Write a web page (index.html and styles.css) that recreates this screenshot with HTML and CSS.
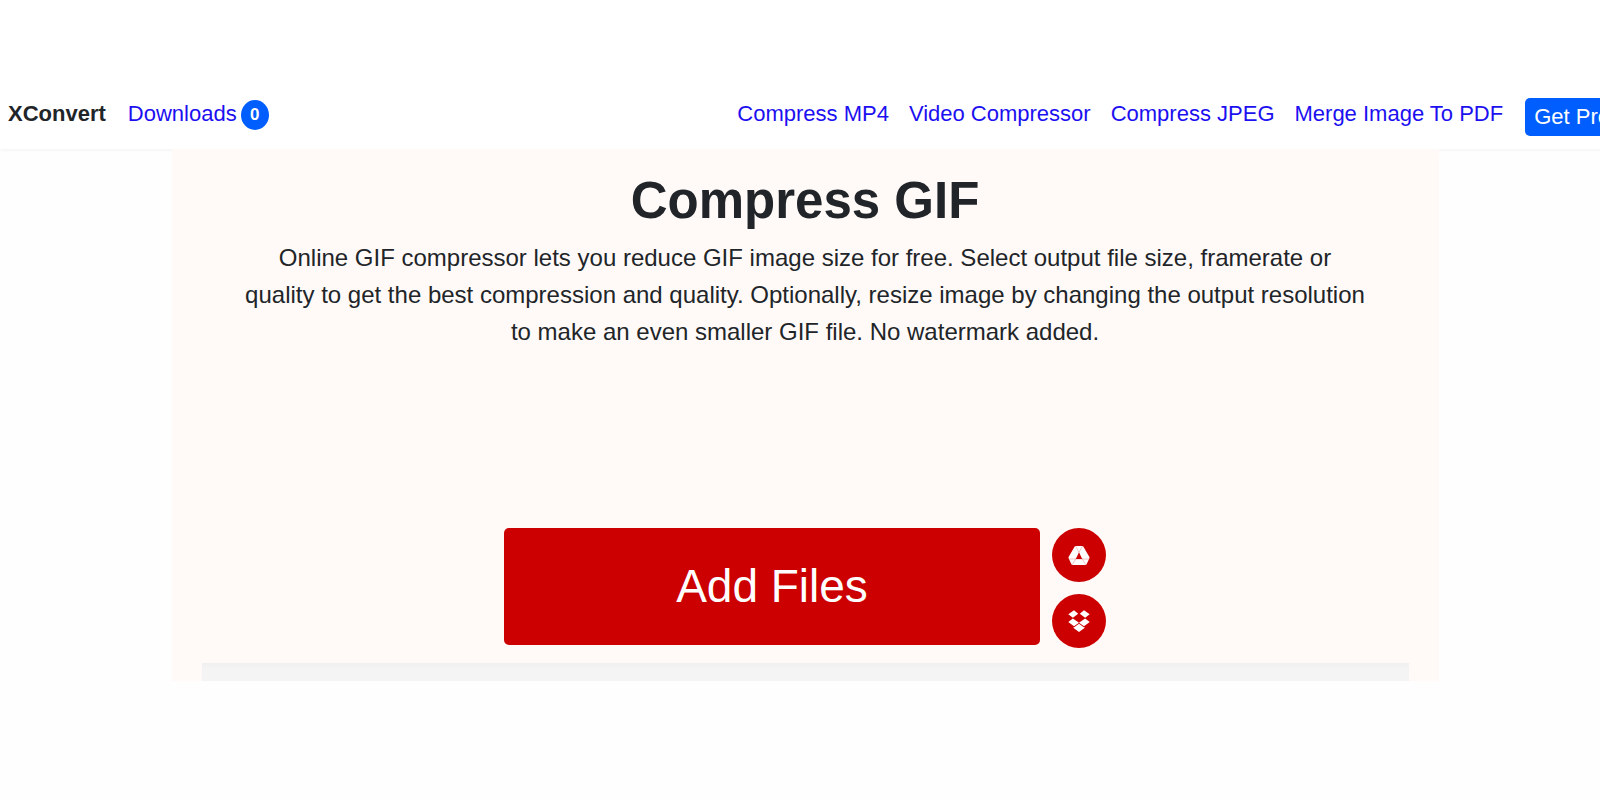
FILE: index.html
```html
<!DOCTYPE html>
<html lang="en">
<head>
<meta charset="utf-8">
<title>Compress GIF - XConvert</title>
<link rel="stylesheet" href="styles.css">
</head>
<body>
<div class="page">
  <header class="navbar">
    <span class="brand">XConvert</span>
    <a class="downloads" href="#downloads">Downloads <span class="badge">0</span></a>
    <nav class="links">
      <a href="#mp4">Compress MP4</a>
      <a href="#video">Video Compressor</a>
      <a href="#jpeg">Compress JPEG</a>
      <a href="#merge">Merge Image To PDF</a>
    </nav>
    <button class="pro" type="button">Get Pro</button>
  </header>
  <main class="converter">
    <h1>Compress GIF</h1>
    <p class="intro">Online GIF compressor lets you reduce GIF image size for free. Select output file size, framerate or quality to get the best compression and quality. Optionally, resize image by changing the output resolution to make an even smaller GIF file. No watermark added.</p>
    <div class="upload">
      <button class="add" type="button">Add Files</button>
      <div class="sources">
        <button class="source" type="button" aria-label="Google Drive">
          <svg viewBox="0 0 22 22" width="22" height="22"><path fill="#fff" d="M7.500 2h7q.5 0 .8.500l6.100 10.500q.3.600 0 1.200L18.600 20.300q-.3.700-1 .7H4.400q-.7 0-1-.7L.6 14.200q-.3-.6 0-1.200L6.700 2.500q.3-.5.800-.5z"/><path fill="#c00" d="M11 8.300l3.200 6.700H7.800z"/><path fill="none" stroke="#c00" stroke-opacity=".6" stroke-width=".4" d="M7.500 2L11 8.300 14.500 2M.5 15h21M7.800 15L4 21M14.200 15L18 21"/></svg>
        </button>
        <button class="source" type="button" aria-label="Dropbox">
          <svg viewBox="0 0 22 22" width="22" height="22"><path fill="#fff" d="M6 .3L10.200 3.700 4.900 7.700 .3 4.200zM16 .3L21.700 4.200 17.100 7.700 11.800 3.700zM.3 12L4.900 8.400 11 12.700 6 16.200zM17.100 8.400L21.700 12 16 16.200 11 12.700zM5.600 17.100L6.200 17.200 11 13.700 15.800 17.200 16.500 17.100V18L11 21.900 5.600 18z"/></svg>
        </button>
      </div>
    </div>
    <div class="panel"></div>
  </main>
</div>
</body>
</html>
```
FILE: styles.css
```css
* {
  box-sizing: border-box;
}

body {
  margin: 0;
  background: #fefefe;
  color: #212529;
  font-family: "Liberation Sans", Arial, sans-serif;
  overflow-x: hidden;
}

button {
  border: 0;
  color: #fff;
  font-family: inherit;
  cursor: pointer;
}

.page {
  margin-right: -10px;
}

.navbar {
  display: flex;
  align-items: flex-start;
  gap: 22px;
  margin-right: -9px;
  padding: 98px 0 13px 8px;
  background: #fff;
  box-shadow: 0 1px 4px rgba(0, 0, 0, 0.05);
  font-size: 22px;
  line-height: 32px;
}

.navbar a {
  color: #1c10f0;
  text-decoration: none;
  white-space: nowrap;
}

.brand {
  font-weight: bold;
}

.downloads {
  display: flex;
  gap: 4px;
}

.badge {
  width: 28px;
  height: 30px;
  margin-top: 2px;
  border-radius: 50%;
  background: #005eff;
  color: #fff;
  font-size: 17px;
  font-weight: bold;
  line-height: 30px;
  text-align: center;
}

.links {
  display: flex;
  gap: 20px;
  margin-left: auto;
}

.pro {
  height: 38px;
  padding: 0 9px;
  border-radius: 5px;
  background: #005eff;
  font-size: 22px;
  white-space: nowrap;
}

.converter {
  width: 1267px;
  max-width: calc(100% - 32px);
  margin: 0 auto;
  padding: 20px 30px 0;
  background: #fffaf7;
  text-align: center;
}

h1 {
  margin: 0;
  font-size: 51px;
  line-height: 64px;
}

.intro {
  margin: 6px 42px 178px;
  font-size: 24px;
  line-height: 37px;
}

.upload {
  display: flex;
  justify-content: center;
  gap: 12px;
  padding-bottom: 15px;
}

.add {
  width: 536px;
  height: 117px;
  padding-bottom: 3px;
  border-radius: 5px;
  background: #c00;
  font-size: 46px;
}

.sources {
  display: grid;
  gap: 12px;
}

.source {
  display: grid;
  place-items: center;
  width: 54px;
  height: 54px;
  padding: 0;
  border-radius: 50%;
  background: #c00;
}

.panel {
  height: 18px;
  background: linear-gradient(#f0f0f0, #f4f4f4 6px);
}
```
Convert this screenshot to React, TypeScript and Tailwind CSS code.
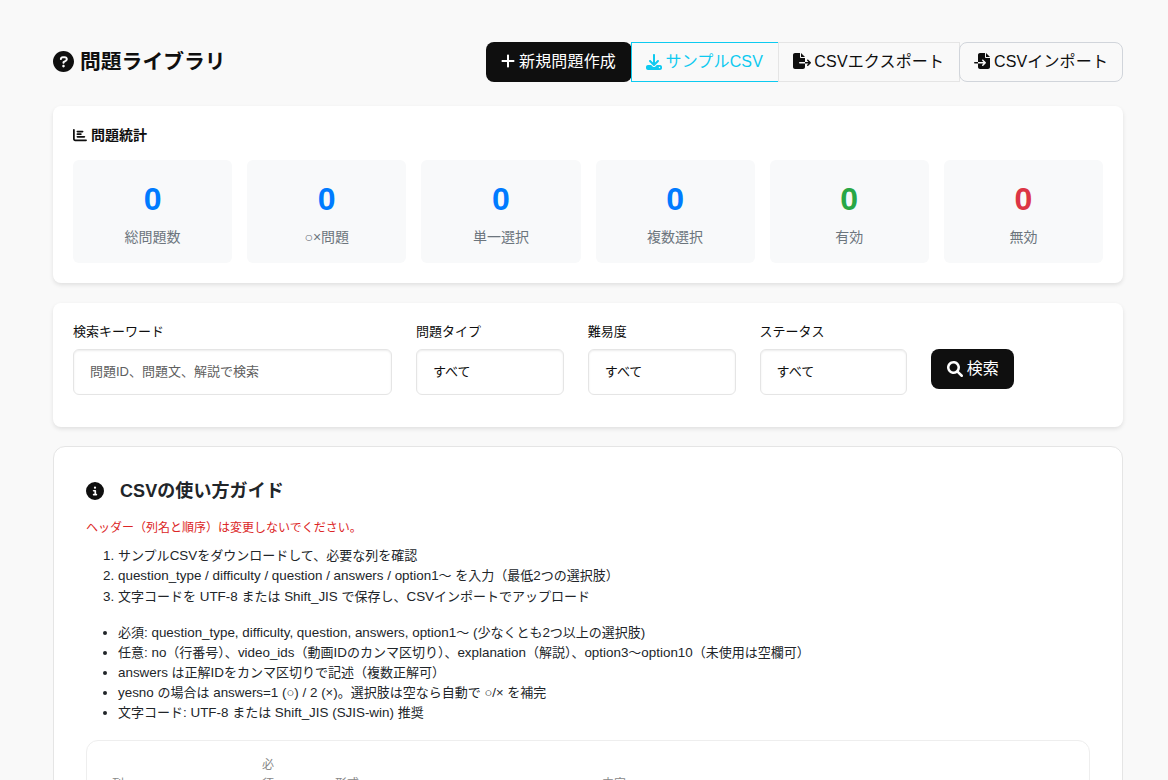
import React, { useState } from "react";
import {
  FaChartBar,
  FaCircleInfo,
  FaDownload,
  FaFileExport,
  FaFileImport,
  FaPlus,
} from "react-icons/fa6";

const stats = [
  { label: "総問題数", value: 0, color: "text-[#007bff]" },
  { label: "○×問題", value: 0, color: "text-[#007bff]" },
  { label: "単一選択", value: 0, color: "text-[#007bff]" },
  { label: "複数選択", value: 0, color: "text-[#007bff]" },
  { label: "有効", value: 0, color: "text-[#28a745]" },
  { label: "無効", value: 0, color: "text-[#dc3545]" },
];

const steps = [
  "サンプルCSVをダウンロードして、必要な列を確認",
  "question_type / difficulty / question / answers / option1〜 を入力（最低2つの選択肢）",
  "文字コードを UTF-8 または Shift_JIS で保存し、CSVインポートでアップロード",
];

const notes = [
  "必須: question_type, difficulty, question, answers, option1〜 (少なくとも2つ以上の選択肢)",
  "任意: no（行番号）、video_ids（動画IDのカンマ区切り）、explanation（解説）、option3〜option10（未使用は空欄可）",
  "answers は正解IDをカンマ区切りで記述（複数正解可）",
  "yesno の場合は answers=1 (○) / 2 (×)。選択肢は空なら自動で ○/× を補完",
  "文字コード: UTF-8 または Shift_JIS (SJIS-win) 推奨",
];

function QuestionIcon() {
  return (
    <svg viewBox="0 0 512 512" fill="currentColor" className="mb-px size-[21px]">
      <path d="M256 0C114.6 0 0 114.6 0 256s114.6 256 256 256s256-114.6 256-256S397.4 0 256 0zM256 400c-18 0-32-14-32-32s13.1-32 32-32c17.1 0 32 14 32 32S273.1 400 256 400zM325.1 258L280 286V288c0 13-11 24-24 24S232 301 232 288V272c0-8 4-16 12-21l57-34C308 213 312 206 312 198C312 186 301.1 176 289.1 176h-51.1C225.1 176 216 186 216 198c0 13-11 24-24 24s-24-11-24-24C168 159 199 128 237.1 128h51.1C329 128 360 159 360 198C360 222 347 245 325.1 258z" />
    </svg>
  );
}

function SearchIcon() {
  return (
    <svg viewBox="0 0 512 512" fill="currentColor" className="size-4">
      <path d="M500.3 443.7l-119.7-119.7c27.22-40.41 40.65-90.9 33.46-144.7C401.8 87.79 326.8 13.32 235.2 1.723C99.01-15.51-15.51 99.01 1.724 235.2c11.6 91.64 86.08 166.7 177.6 178.9c53.8 7.189 104.3-6.236 144.7-33.46l119.7 119.7c15.62 15.62 40.95 15.62 56.57 0C515.9 484.7 515.9 459.3 500.3 443.7zM79.1 208c0-70.58 57.42-128 128-128s128 57.42 128 128c0 70.58-57.42 128-128 128S79.1 278.6 79.1 208z" />
    </svg>
  );
}

// Latin runs are set slightly larger than the Japanese ones
function MixedText(props: { text: string }) {
  return (
    <>
      {props.text.split(/([ -~]+)/).map((part, i) =>
        i % 2 === 1 ? (
          part
        ) : (
          <span key={i} className="text-[13px]">
            {part}
          </span>
        )
      )}
    </>
  );
}

function Header() {
  return (
    <header className="flex justify-between items-center h-10">
      <h1 className="flex items-center gap-1.5 text-[20.8px] font-bold">
        <QuestionIcon />
        問題ライブラリ
      </h1>
      <div className="flex h-10 text-base tracking-[0.15px] whitespace-nowrap">
        <button className="flex items-center justify-center gap-1 w-[146px] pr-px rounded-lg bg-[#0f0f0f] text-white">
          <FaPlus className="w-[14px] h-4 mb-0.5" />
          新規問題作成
        </button>
        <button className="flex items-center justify-center gap-[3.5px] w-[148px] -ml-px pr-px border border-[#0dcaf0] text-[#0dcaf0]">
          <FaDownload className="mb-px" />
          サンプルCSV
        </button>
        <button className="flex items-center justify-center gap-[3.5px] w-[182px] -ml-px pr-px border border-[#e5e5e5] bg-[#f9f9f9]">
          <FaFileExport className="w-[18px] h-4 mb-0.5" />
          CSVエクスポート
        </button>
        <button className="flex items-center justify-center gap-1 w-[164px] -ml-px border border-[#d1d5db] rounded-lg bg-[#f9f9f9]">
          <FaFileImport className="mb-0.5" />
          CSVインポート
        </button>
      </div>
    </header>
  );
}

function Stats() {
  return (
    <section className="mt-6 h-[177px] p-5 rounded-lg bg-white shadow-[0_2px_4px_rgba(0,0,0,0.1)]">
      <h2 className="flex items-center gap-1 h-[18px] text-[14px] font-bold">
        <FaChartBar className="size-[14px]" />
        問題統計
      </h2>
      <div className="grid grid-cols-6 gap-[15px] mt-4">
        {stats.map((item) => (
          <div
            key={item.label}
            className="flex flex-col items-center h-[103px] pt-[15px] rounded-md bg-[#f8f9fa]"
          >
            <span className={"text-[32px] leading-[48px] font-bold " + item.color}>
              {item.value}
            </span>
            <span className="mt-1 text-[14px] leading-[21px] text-[#6c757d]">
              {item.label}
            </span>
          </div>
        ))}
      </div>
    </section>
  );
}

function SelectField(props: { label: string }) {
  return (
    <div className="w-[147.8px]">
      <label className="block h-[25px] mt-px text-[13px] leading-4">{props.label}</label>
      <select className="appearance-none block w-full h-[46px] px-4 border border-[#e5e5e5] rounded-md bg-white text-[13px] shadow-[inset_0_1px_2px_rgba(0,0,0,0.075)]">
        <option>すべて</option>
      </select>
    </div>
  );
}

function SearchForm() {
  const [keyword, setKeyword] = useState("");

  return (
    <section className="flex gap-6 mt-5 h-[124px] p-5 rounded-lg bg-white shadow-[0_2px_4px_rgba(0,0,0,0.1)]">
      <div className="w-[319px]">
        <label className="block h-[25px] mt-px text-[13px] leading-4">検索キーワード</label>
        <input
          className="block w-full h-[46px] px-4 pb-0.5 border border-[#e5e5e5] rounded-md bg-white text-[13px] placeholder:text-[#606060] shadow-[inset_0_1px_2px_rgba(0,0,0,0.075)]"
          placeholder="問題ID、問題文、解説で検索"
          value={keyword}
          onChange={(e) => setKeyword(e.target.value)}
        />
      </div>
      <SelectField label="問題タイプ" />
      <SelectField label="難易度" />
      <SelectField label="ステータス" />
      <button className="flex items-center justify-center gap-[3.5px] w-[83px] h-10 mt-[26px] rounded-lg bg-[#0f0f0f] text-base text-white">
        <SearchIcon />
        検索
      </button>
    </section>
  );
}

function Guide() {
  return (
    <section className="mt-[19px] px-8 pt-8 h-[500px] border border-[#e5e5e5] rounded-xl bg-white text-[#212529]">
      <h2 className="flex items-center gap-4 h-6 text-[18px] tracking-[0.08px] font-bold">
        <FaCircleInfo className="size-[18px] text-[#0f0f0f]" />
        CSVの使い方ガイド
      </h2>
      <p className="mt-4 h-[18px] text-[12px] leading-[18px] text-[#dc2626]">
        ヘッダー（列名と順序）は変更しないでください。
      </p>
      <ol className="mt-[9px] pl-8 list-decimal text-[13.4px] leading-[20.4px]">
        {steps.map((step) => (
          <li key={step}>
            <MixedText text={step} />
          </li>
        ))}
      </ol>
      <ul className="mt-4 pl-8 list-disc text-[13.4px] leading-5">
        {notes.map((note) => (
          <li key={note}>
            <MixedText text={note} />
          </li>
        ))}
      </ul>
      <div className="mt-[17px] h-[160px] border border-[#eee] rounded-xl">
        <table className="w-full table-fixed text-left text-[12px] leading-[19px] text-[#888]">
          <thead>
            <tr className="align-bottom">
              <th className="w-[150px] pl-[25px] pt-[15px] font-normal">列</th>
              <th className="w-[73px] pl-[25px] pr-9 pt-[15px] font-normal">必須</th>
              <th className="w-[267px] pl-[25px] pt-[15px] font-normal">形式</th>
              <th className="pl-[25px] pt-[15px] font-normal">内容</th>
            </tr>
          </thead>
        </table>
      </div>
    </section>
  );
}

export default function App() {
  return (
    <main className="h-[780px] overflow-hidden bg-[#f9f9f9] pl-[53px] pr-[45px] pt-[42px] text-[#0f0f0f] font-['Liberation_Sans','Noto_Sans_CJK_JP',sans-serif]">
      <Header />
      <Stats />
      <SearchForm />
      <Guide />
    </main>
  );
}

※

▶ Work to complete: From the data, collect all lines where the string "page" appears.

▶ Task output:
Write a web page (index.html and styles.css) that recreates this screenshot with HTML and CSS.
<div class="page">
.page {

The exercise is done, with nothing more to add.